BND Magazine

August 31, 2014

Reporter finally gets to write his own story

Taylor Pensoneau covered crime and politics as a newspaper reporter. He studied governors and gangsters as a book author. He represented Illinois coal companies as a lobbyist.

Now the 73-year-old retiree is telling his own story.

His self-published memoir, "Reporting on Life -- and People Along the Way," includes chapters about growing up in Belleville in the 1940s and '50s and starting his journalism career at the Belleville News-Democrat.

"Parts of the book were hard to write, like the two chapters on my brother," said Taylor, who lives in New Berlin, near Springfield. "But I wanted it on record."

His younger brother, Terry, was killed in Vietnam nine days before Christmas 1968.

Taylor was working at the St. Louis Post-Dispatch by that time, covering the Illinois statehouse. He had just wrapped up a story on incoming Gov. Richard B. Ogilvie's administration when he got the call.

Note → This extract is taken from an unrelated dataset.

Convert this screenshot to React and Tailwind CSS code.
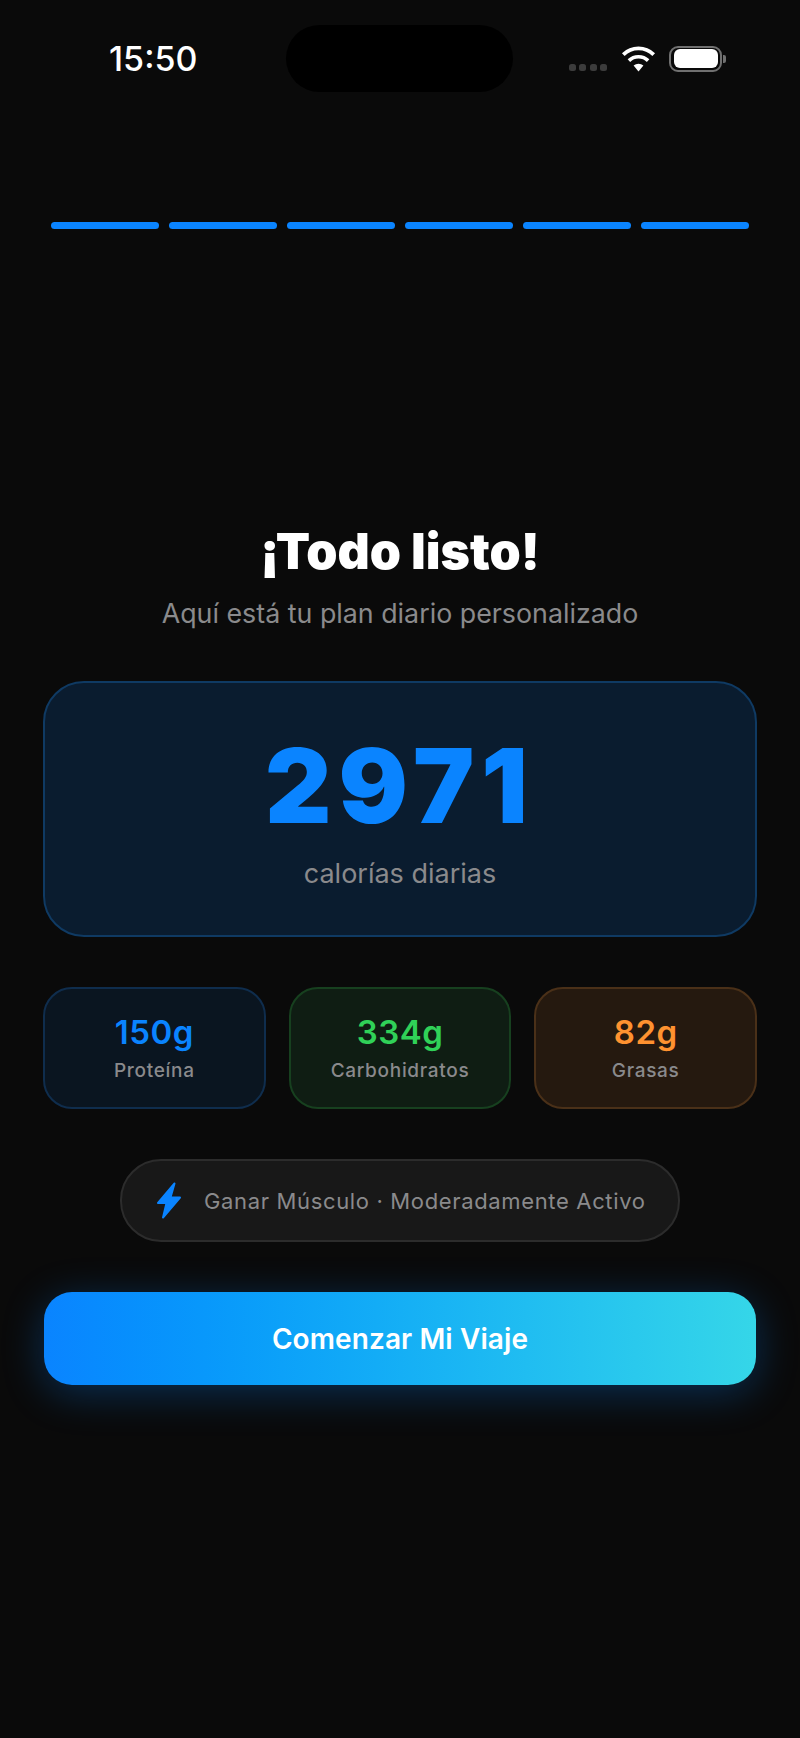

Friends and neighbors filled the front yard at his parents' house in Swansea. Family retreated to a bedroom for a private moment.

"That's the only time I ever saw tears in my dad's eyes," Taylor said. "And the first thing he said was, '(Terry) was a helluva guy.'"

In the book, Taylor also reminisces about Dutchman football at Belleville Junior College, journalism training at Mizzou, his days as a cub reporter, the editors who changed his life and stories that put him on the front page, including the Democratic National Convention in 1968 and Watergate in 1973.

He left journalism in 1978 to become vice president of the Illinois Coal Association, later serving as president and retiring in 2003.

Taylor released "Reporting on Life" earlier this year.

"I really enjoyed writing it," he said. "It made me think about some things, put some things into focus."

Taylor has written eight books, starting with a biography of former Illinois Gov. Dan Walker in 1993 (with Bob Ellis). He still keeps in touch with Walker, who served 18 months in prison for bank fraud and other charges not related to his governorship.

Taylor continued with biographies on Ogilvie, Illinois State Sen. W. Russell Arrington and U.S. Sen. Alan Dixon, of Belleville.

He self-published books on the Shelton gang and Black Charlie Harris, as well as a novel called "The Summer of '50." He operates Downstate Publications with his wife, Elizabeth, a retired editor of Outdoor Magazine.

"Both of the gangster books have been tremendously successful," he said.

"Reporting on Life" sells for $18.95 at downstatepublications.com. For more information, call 217-488-7709 or email downstatepublications@mchsi.

From "Reporting on Life"

A major turning point in Taylor Pensoneau's life was working as an intern at the Belleville News-Democrat in 1957, thanks to a recommendation from Lilian Jossem, his journalism teacher at Belleville Township High School.

"(Jossem) then informed me that the News-Democrat wanted her to select one of her students for a summer stint at the paper as a cub reporter.

"'You are the one I'm choosing,' she said. 'It will be a great opportunity for you, and I am confident you can do it.'

"I was stunned.My first thought was that this offered a legitimate reprieve from having to work in Dad's store. Then the bigger picture hit me.I actually was going to work at the News-Democrat!I was going to be a real reporter. For a real newspaper."